New York Republican Rep. Nick LaLota said the GOP’s tax legislation as currently written is “dead on arrival” — and accused his party’s chief tax writer of acting in "bad faith" by proceeding with a proposal for a key tax deduction that didn't have sufficient buy-in.
“The bill is dead effectively on the floor,” said LaLota in an interview Monday evening of a sweeping tax package released just hours earlier by leaders of the House Ways and Means Committee, in anticipation of a markup Tuesday afternoon.
LaLota and four other blue state Republicans hailing from New York, California and New Jersey have been pushing hard for a big boost to the $10,000 state and local tax deduction as part of the Republican megabill to enact broad swaths of President Donald Trump's domestic agenda.
But of policies currently included in the Ways and Means draft bill that would increase the SALT deduction, LaLota accused committee chair Jason Smith (R-Mo.) of acting in “bad faith in presenting a bill that … doesn’t even come close to earning our vote.”
A Republican spokesperson for the Ways and Means Committee declined to comment.
The open criticism of the chair of a powerful committee from a member of the same party spells big trouble for Speaker Mike Johnson and GOP leaders as they race to put President Donald Trump’s “big beautiful bill” on the House floor next week. Johnson can only lose three Republicans on a party-line vote and still pass the sweeping tax, border and energy legislation.
The tax component of that bill released Monday included a tripling of the SALT cap to $30,000 and new income limits for the increased deduction. LaLota and his fellow so-called SALT Republicans think that the proposal is wildly insufficient.
LaLota pointed to a joint statement issued by him and three other Republican lawmakers rejecting a $30,000 cap last week, saying he was surprised that the committee chair revealed that the draft bill included that same figure, with a $400,000 income limit.
“The SALT Caucus summarily rejected 30k a few days ago, and yet the chairman presented 30k in the meeting,” said LaLota, adding that the SALT Republicans on the call rebutted the proposal. “I was disappointed that the committee chairman insulted us with fake numbers and fault conclusions.”

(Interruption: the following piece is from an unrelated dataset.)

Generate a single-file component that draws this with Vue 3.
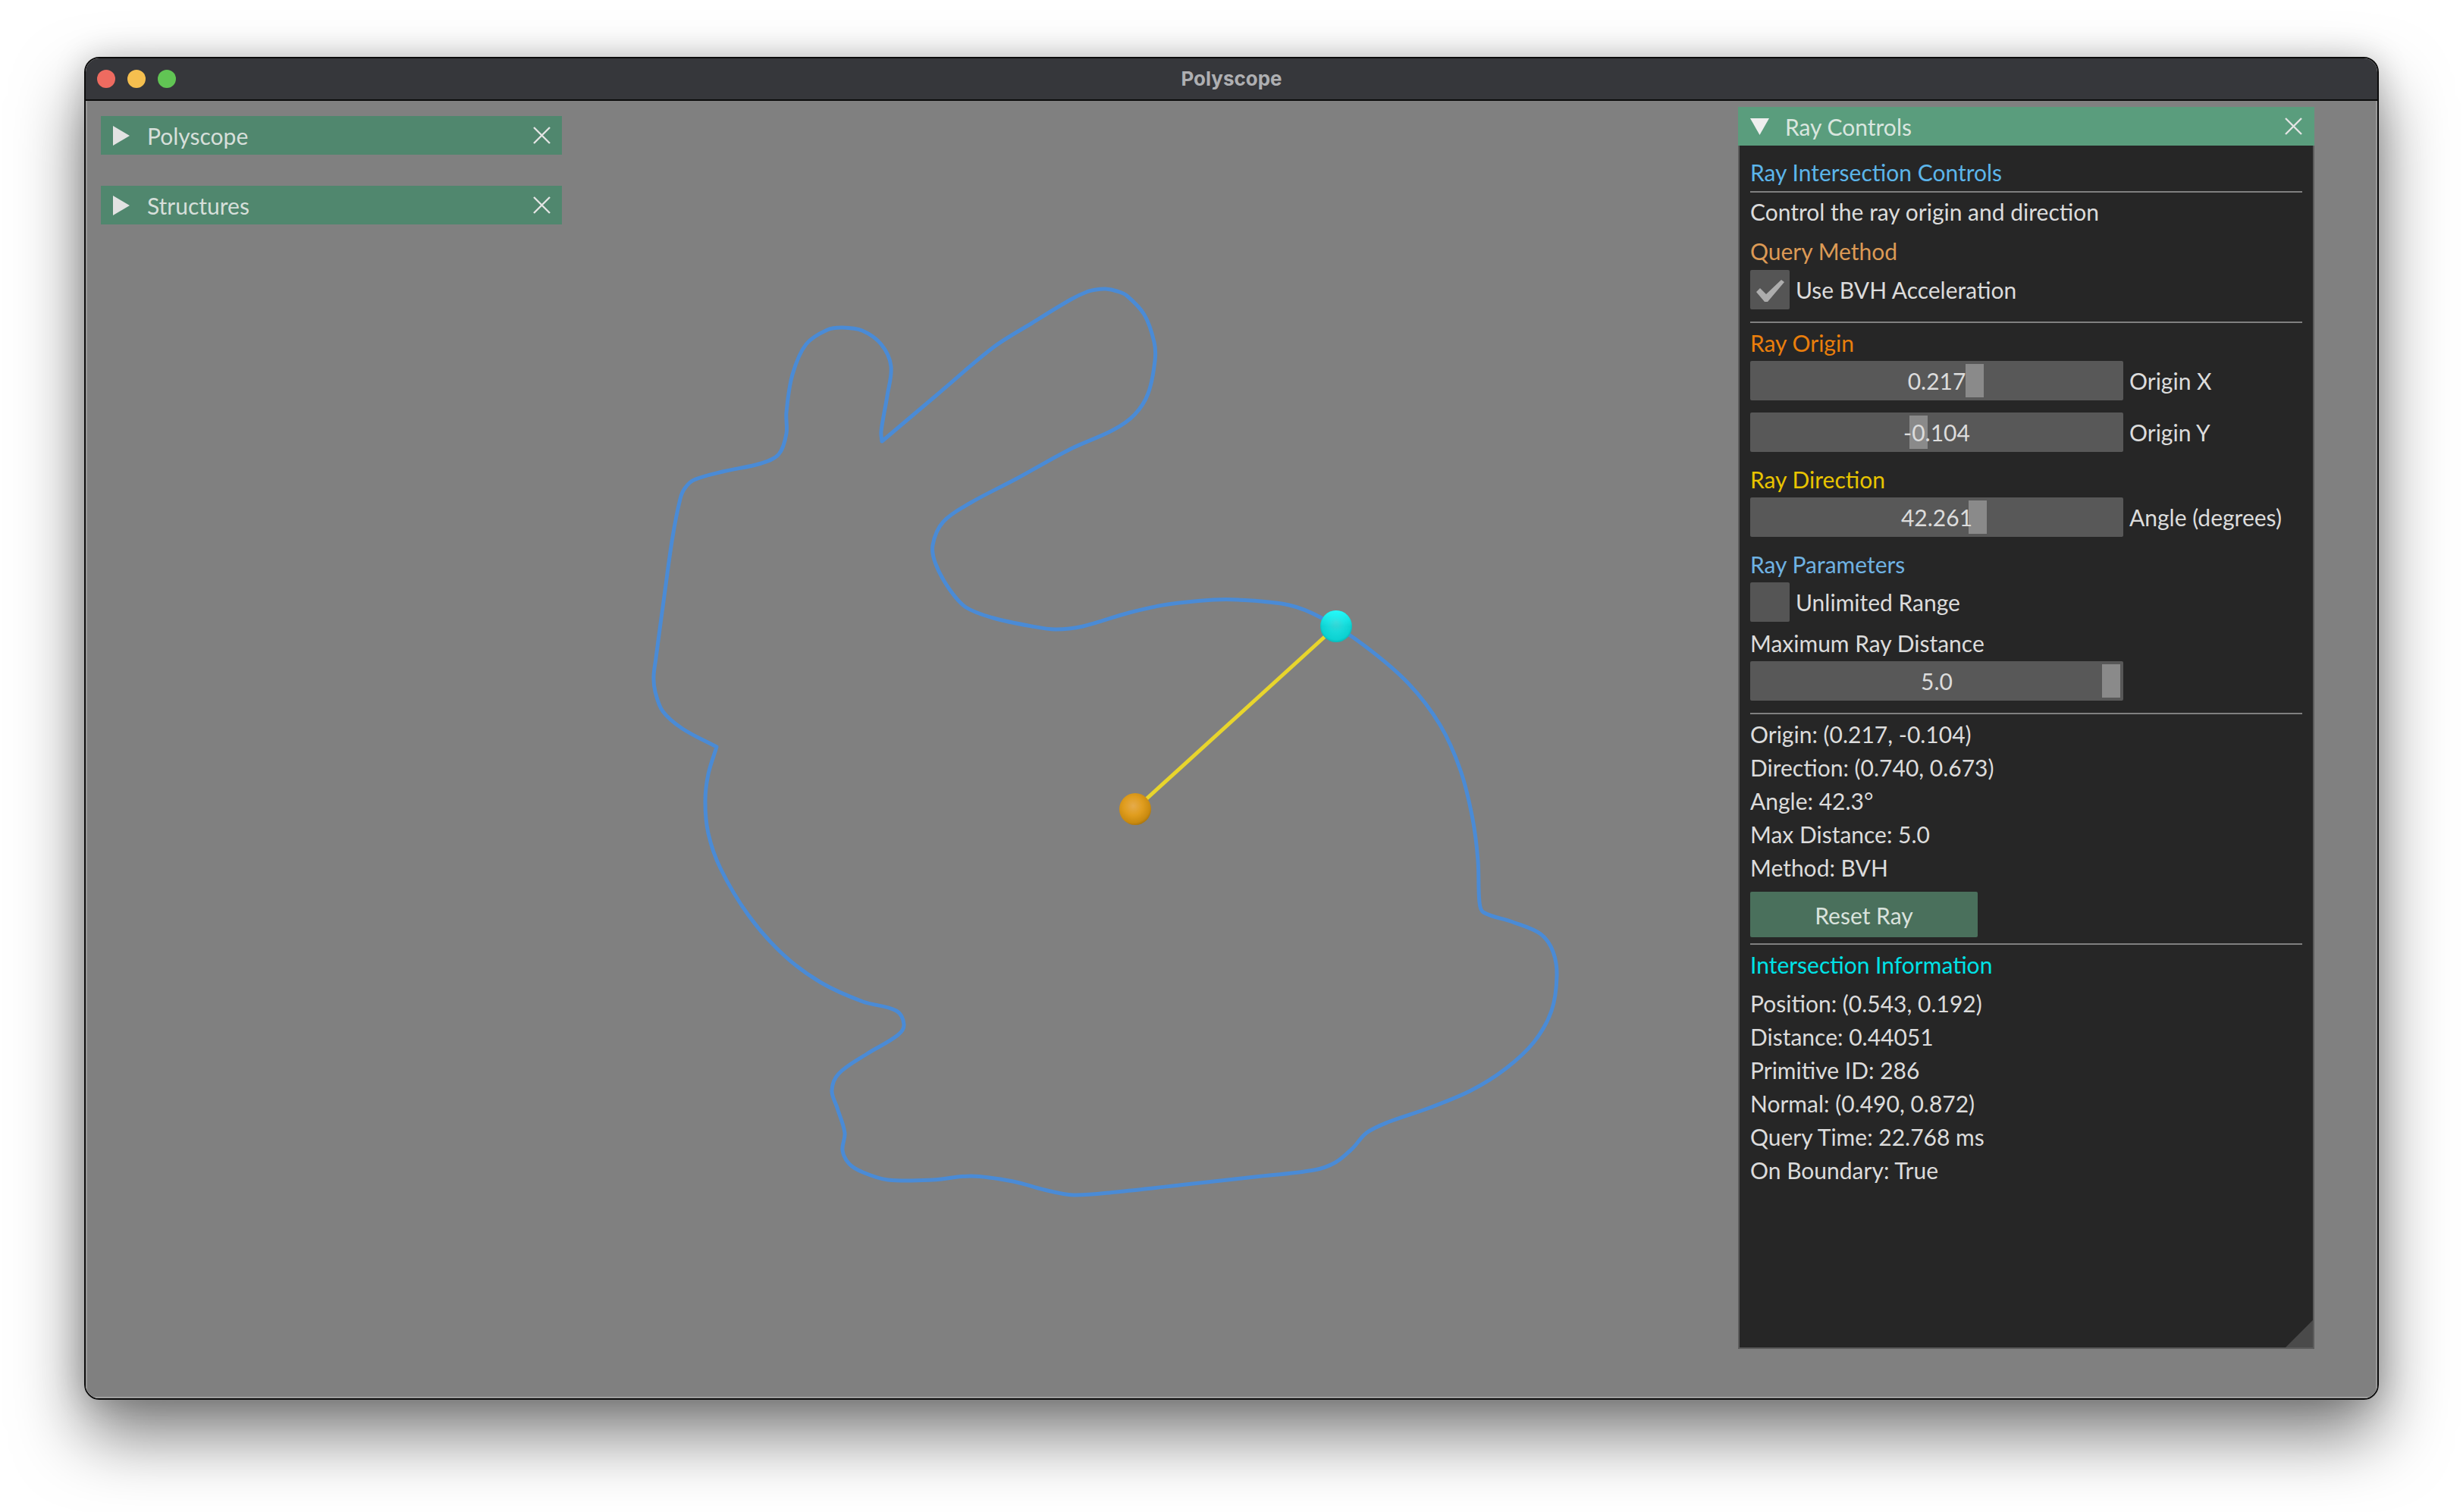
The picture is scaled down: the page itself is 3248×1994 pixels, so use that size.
<template>
  <div class="page">
    <div class="window">
      <div class="titlebar">
        <div class="lights">
          <span class="light red"></span>
          <span class="light yellow"></span>
          <span class="light green"></span>
        </div>
        <span class="window-title">Polyscope</span>
      </div>

      <div class="canvas">
        <!-- scene uses page coordinates, so the traced points read directly -->
        <svg class="scene" viewBox="113 133 3022 1711">
          <defs>
            <radialGradient id="cyanBall" cx="0.5" cy="0.5" r="0.56" fx="0.5" fy="0.36">
              <stop offset="0" stop-color="#3ed2d2" />
              <stop offset="0.45" stop-color="#18dada" />
              <stop offset="0.8" stop-color="#0cd2d2" />
              <stop offset="1" stop-color="#07a8a8" />
            </radialGradient>
            <linearGradient id="cyanRim" x1="0.5" y1="0" x2="0.5" y2="0.5">
              <stop offset="0" stop-color="#28ffff" stop-opacity="0.9" />
              <stop offset="1" stop-color="#28ffff" stop-opacity="0" />
            </linearGradient>
            <radialGradient id="orangeBall" cx="0.44" cy="0.4" r="0.66">
              <stop offset="0" stop-color="#e5ab4c" />
              <stop offset="0.45" stop-color="#e09d1e" />
              <stop offset="0.8" stop-color="#c98a10" />
              <stop offset="1" stop-color="#9c6a0a" />
            </radialGradient>
          </defs>
          <path class="outline" :d="outlinePath" />
          <line class="ray" x1="1497" y1="1067" x2="1762" y2="826" />
          <circle cx="1762" cy="826" r="21" fill="url(#cyanBall)" />
          <circle cx="1762" cy="826" r="21" fill="url(#cyanRim)" />
          <circle cx="1497" cy="1067" r="21" fill="url(#orangeBall)" />
        </svg>

        <div class="left-panels">
          <div v-for="name in collapsedPanels" :key="name" class="collapsed">
            <svg class="arrow-right" viewBox="0 0 22 26"><path d="M0 0L22 13L0 26Z" /></svg>
            <span class="panel-name">{{ name }}</span>
            <svg class="close" viewBox="0 0 23 23"><path d="M1 1L22 22M22 1L1 22" /></svg>
          </div>
        </div>

        <div class="ray-panel">
          <div class="ray-header">
            <svg class="arrow-down" viewBox="0 0 25 22"><path d="M0 0H25L12.5 22Z" /></svg>
            <span class="panel-name">Ray Controls</span>
            <svg class="close" viewBox="0 0 23 23"><path d="M1 1L22 22M22 1L1 22" /></svg>
          </div>

          <div class="ray-body">
            <div class="line heading blue">Ray Intersection Controls</div>
            <div class="sep tight"></div>
            <div class="line intro">Control the ray origin and direction</div>
            <div class="line heading query method">Query Method</div>
            <div class="check-row first">
              <span class="check">
                <svg viewBox="0 0 37 29"><path d="M0 16L5 11L13 19L33 0L37 3L15 29H11Z" /></svg>
              </span>
              <span>Use BVH Acceleration</span>
            </div>
            <div class="sep"></div>
            <div class="line heading origin after-sep">Ray Origin</div>
            <div v-for="s in originSliders" :key="s.label" class="slider-row">
              <div class="slider">
                <span class="grab" :style="{ left: s.grab + 'px' }"></span>
                <span class="slider-value">{{ s.value }}</span>
              </div>
              <span>{{ s.label }}</span>
            </div>
            <div class="line heading direction section">Ray Direction</div>
            <div class="slider-row">
              <div class="slider">
                <span class="grab" style="left: 288px"></span>
                <span class="slider-value">42.261</span>
              </div>
              <span>Angle (degrees)</span>
            </div>
            <div class="line heading params section">Ray Parameters</div>
            <div class="check-row">
              <span class="check"></span>
              <span>Unlimited Range</span>
            </div>
            <div class="line max-label">Maximum Ray Distance</div>
            <div class="slider-row">
              <div class="slider">
                <span class="grab" style="left: 464px"></span>
                <span class="slider-value">5.0</span>
              </div>
            </div>
            <div class="sep"></div>
            <div class="info-list after-sep">
              <div v-for="t in rayInfo" :key="t" class="line">{{ t }}</div>
            </div>
            <button class="reset">Reset Ray</button>
            <div class="sep under-reset"></div>
            <div class="line heading cyan after-sep">Intersection Information</div>
            <div class="info-list section">
              <div v-for="t in hitInfo" :key="t" class="line">{{ t }}</div>
            </div>
          </div>

          <svg class="grip" viewBox="0 0 36 36"><path d="M36 0V36H0Z" /></svg>
        </div>
      </div>
    </div>
  </div>
</template>

<script setup>
import { computed } from 'vue'

const collapsedPanels = ['Polyscope', 'Structures']

const originSliders = [
  { label: 'Origin X', value: '0.217', grab: 284 },
  { label: 'Origin Y', value: '-0.104', grab: 210 }
]

const rayInfo = [
  'Origin: (0.217, -0.104)',
  'Direction: (0.740, 0.673)',
  'Angle: 42.3°',
  'Max Distance: 5.0',
  'Method: BVH'
]

const hitInfo = [
  'Position: (0.543, 0.192)',
  'Distance: 0.44051',
  'Primitive ID: 286',
  'Normal: (0.490, 0.872)',
  'Query Time: 22.768 ms',
  'On Boundary: True'
]

// traced from the reference, clockwise from the notch between the ears
const outline = [
  [1163, 582], [1234, 522], [1310, 458], [1361, 426], [1412, 395], [1433, 385], [1445, 382],
  [1458, 381], [1473, 384], [1486, 390], [1509, 415], [1522, 451], [1523, 476], [1514, 519],
  [1496, 547], [1468, 567], [1412, 592], [1341, 631], [1280, 663], [1244, 688], [1230, 719],
  [1234, 744], [1252, 777], [1274, 801], [1310, 815], [1361, 826], [1392, 830], [1428, 826],
  [1489, 808], [1540, 797], [1600, 791], [1633, 791], [1700, 798], [1743, 815], [1800, 852],
  [1857, 901], [1899, 956], [1926, 1016], [1942, 1080], [1949, 1135], [1951, 1190],
  [1956, 1203], [1995, 1216], [2032, 1232], [2048, 1255], [2053, 1287], [2046, 1333],
  [2023, 1374], [1986, 1409], [1940, 1438], [1885, 1461], [1830, 1480], [1802, 1494],
  [1784, 1514], [1761, 1533], [1733, 1543], [1655, 1552], [1564, 1562], [1472, 1572],
  [1415, 1576], [1377, 1569], [1336, 1558], [1281, 1551], [1230, 1556], [1171, 1556],
  [1138, 1546], [1120, 1535], [1111, 1517], [1114, 1494], [1104, 1461], [1097, 1438],
  [1106, 1416], [1143, 1390], [1184, 1365], [1192, 1351], [1182, 1333], [1138, 1321],
  [1083, 1296], [1033, 1259], [987, 1207], [950, 1145], [934, 1099], [930, 1057], [934, 1021],
  [945, 985], [900, 961], [874, 938], [864, 912], [862, 892], [865, 868], [870, 830],
  [876, 786], [887, 708], [897, 658], [903, 644], [915, 633], [953, 622], [1004, 611],
  [1027, 599], [1037, 572], [1037, 544], [1045, 494], [1063, 454], [1091, 435], [1111, 432],
  [1137, 436], [1162, 454], [1175, 483], [1170, 522], [1162, 569]
]

// points where the curve has a hard corner
const corners = new Set([0, 84])

function unit(a, b) {
  const dx = b[0] - a[0]
  const dy = b[1] - a[1]
  const len = Math.hypot(dx, dy) || 1
  return [dx / len, dy / len]
}

// closed curve through the points; handles scale with each segment so uneven spacing doesn't overshoot
const outlinePath = computed(() => {
  const n = outline.length
  let d = `M${outline[0][0]} ${outline[0][1]}`
  for (let i = 0; i < n; i++) {
    const p0 = outline[(i - 1 + n) % n]
    const p1 = outline[i]
    const p2 = outline[(i + 1) % n]
    const p3 = outline[(i + 2) % n]
    const len = Math.hypot(p2[0] - p1[0], p2[1] - p1[1]) / 3
    const t1 = corners.has(i) ? unit(p1, p2) : unit(p0, p2)
    const t2 = corners.has((i + 1) % n) ? unit(p1, p2) : unit(p1, p3)
    const c1x = p1[0] + t1[0] * len
    const c1y = p1[1] + t1[1] * len
    const c2x = p2[0] - t2[0] * len
    const c2y = p2[1] - t2[1] * len
    d += `C${c1x.toFixed(1)} ${c1y.toFixed(1)} ${c2x.toFixed(1)} ${c2y.toFixed(1)} ${p2[0]} ${p2[1]}`
  }
  return d + 'Z'
})
</script>

<style>
html,
body {
  margin: 0;
  background: #fff;
}
</style>

<style scoped>
.page {
  box-sizing: border-box;
  width: 3248px;
  height: 1994px;
  padding: 75px 111px 148px 111px;
  font-family: Lato, "Open Sans", sans-serif;
  font-size: 30px;
  color: #dcdcdc;
  overflow: hidden;
}

.window {
  display: flex;
  flex-direction: column;
  height: 100%;
  box-sizing: border-box;
  border: 2px solid #0c0c0c;
  border-radius: 20px;
  overflow: hidden;
  box-shadow: 0 46px 90px rgba(0, 0, 0, 0.52), 0 0 40px rgba(0, 0, 0, 0.18);
}

.titlebar {
  position: relative;
  flex: none;
  height: 54px;
  display: flex;
  align-items: center;
  justify-content: center;
  background: #36373b;
  border-bottom: 2px solid #0c0c0c;
}

.lights {
  position: absolute;
  left: 15px;
  top: 15px;
  display: flex;
  gap: 16px;
}

.light {
  width: 24px;
  height: 24px;
  border-radius: 50%;
}

.red {
  background: #ee6b60;
}

.yellow {
  background: #f5bf4f;
}

.green {
  background: #61c554;
}

.window-title {
  padding-bottom: 2px;
  font-family: Inter, "Liberation Sans", sans-serif;
  font-weight: 700;
  font-size: 26px;
  color: #aeafb2;
}

.canvas {
  position: relative;
  flex: 1;
  background: #808080;
  box-shadow: inset 2px 0 0 #989898, inset -2px 0 0 #989898, inset 0 -2px 0 #a0a0a0;
}

.scene {
  position: absolute;
  left: 0;
  top: 0;
  width: 100%;
  height: 100%;
}

.outline {
  fill: none;
  stroke: #4a8bd6;
  stroke-width: 5;
  stroke-linejoin: round;
}

.ray {
  stroke: #e8d52c;
  stroke-width: 5;
}

.left-panels {
  position: absolute;
  left: 20px;
  top: 20px;
  display: flex;
  flex-direction: column;
  gap: 41px;
}

.collapsed {
  display: flex;
  align-items: center;
  box-sizing: border-box;
  width: 608px;
  height: 51px;
  padding: 0 15px 0 16px;
  background: #50876e;
  color: #d6dfda;
}

.arrow-right {
  flex: none;
  width: 22px;
  height: 26px;
  margin-right: 23px;
  fill: #e2e2e2;
}

.panel-name {
  flex: 1;
  line-height: 30px;
}

.close {
  flex: none;
  width: 23px;
  height: 23px;
  fill: none;
  stroke: #e4e4e4;
  stroke-width: 2.4;
}

.ray-panel {
  position: absolute;
  left: 2179px;
  top: 8px;
  box-sizing: border-box;
  width: 760px;
  height: 1638px;
  background: #262626;
  border: solid #5c5c5c;
  border-width: 0 2px 2px 2px;
}

.ray-header {
  display: flex;
  align-items: center;
  box-sizing: border-box;
  width: 760px;
  height: 51px;
  margin-left: -2px;
  padding: 0 16px;
  background: #5a9d7d;
  color: #d9e6df;
}

.arrow-down {
  flex: none;
  width: 25px;
  height: 22px;
  margin-right: 21px;
  fill: #eeeeee;
}

.ray-body {
  padding: 20px 14px 0;
}

.line {
  height: 30px;
  line-height: 30px;
  white-space: nowrap;
}

.heading.blue {
  color: #5cb5ea;
}

.heading.query {
  color: #dc9a55;
}

.heading.origin {
  color: #ea7f0c;
}

.heading.direction {
  color: #e8c400;
}

.heading.params {
  color: #6fb2e2;
}

.heading.cyan {
  color: #00e2e6;
}

.section {
  margin-top: 21px;
}

.after-sep {
  margin-top: 11px;
}

.intro {
  margin-top: 10px;
}

.method {
  margin-top: 22px;
}

.sep {
  height: 2px;
  margin-top: 16px;
  background: #808080;
}

.sep.tight {
  margin-top: 10px;
}

.sep.under-reset {
  margin-top: 8px;
}

.check-row {
  display: flex;
  align-items: center;
  gap: 8px;
  height: 52px;
  margin-top: 9px;
}

.check-row.first {
  margin-top: 10px;
}

.check {
  display: flex;
  align-items: center;
  justify-content: center;
  width: 52px;
  height: 52px;
  border-radius: 2px;
  background: #555555;
}

.check svg {
  width: 37px;
  height: 29px;
  margin-top: 3px;
  fill: #adadad;
}

.slider-row {
  display: flex;
  align-items: center;
  gap: 8px;
  height: 52px;
  margin-top: 9px;
}

.slider-row + .slider-row {
  margin-top: 16px;
}

.slider {
  position: relative;
  width: 492px;
  height: 52px;
  border-radius: 2px;
  background: #585858;
  text-align: center;
  line-height: 52px;
}

.slider-value {
  position: relative;
}

.grab {
  position: absolute;
  top: 4px;
  bottom: 4px;
  width: 24px;
  background: #8a8a8a;
}

.max-label {
  margin-top: 13px;
}

.info-list .line + .line {
  margin-top: 14px;
}

.reset {
  display: block;
  width: 300px;
  height: 60px;
  margin-top: 17px;
  padding: 2px 0 0;
  border: none;
  border-radius: 2px;
  background: #4a705c;
  color: #d9e2dd;
  font: inherit;
}

.grip {
  position: absolute;
  right: 0;
  bottom: 0;
  width: 36px;
  height: 36px;
  fill: #4a4a4a;
}
</style>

For their part, many members of the Ways and Means committee, including Smith, believe that the SALT deduction unfairly subsidizes high-tax states. Smith has also indicated in recent days that he believes it isn't up to him to negotiate with the SALT Republicans but rather House GOP leadership. Johnson did take a more active role following the Monday morning call, according to Republicans granted anonymity to share details of private conversations.
At the same time, SALT Republicans are also experiencing fissures among themselves, which have exacerbated in the last 24 hours, mainly between the lawmakers who say they will accept an agreement closer to $30,000 and those who are digging in for a much larger increase. The SALT Republicans have also been split on whether they can tolerate an income cap on which taxpayers can claim the increased deduction.
The House Ways and Means Committee plans to open debate on the tax portion of the Trump agenda bill Tuesday afternoon. House GOP leadership hopes to resolve the differences over the SALT deduction after the markup and before the legislation heads to the chamber floor.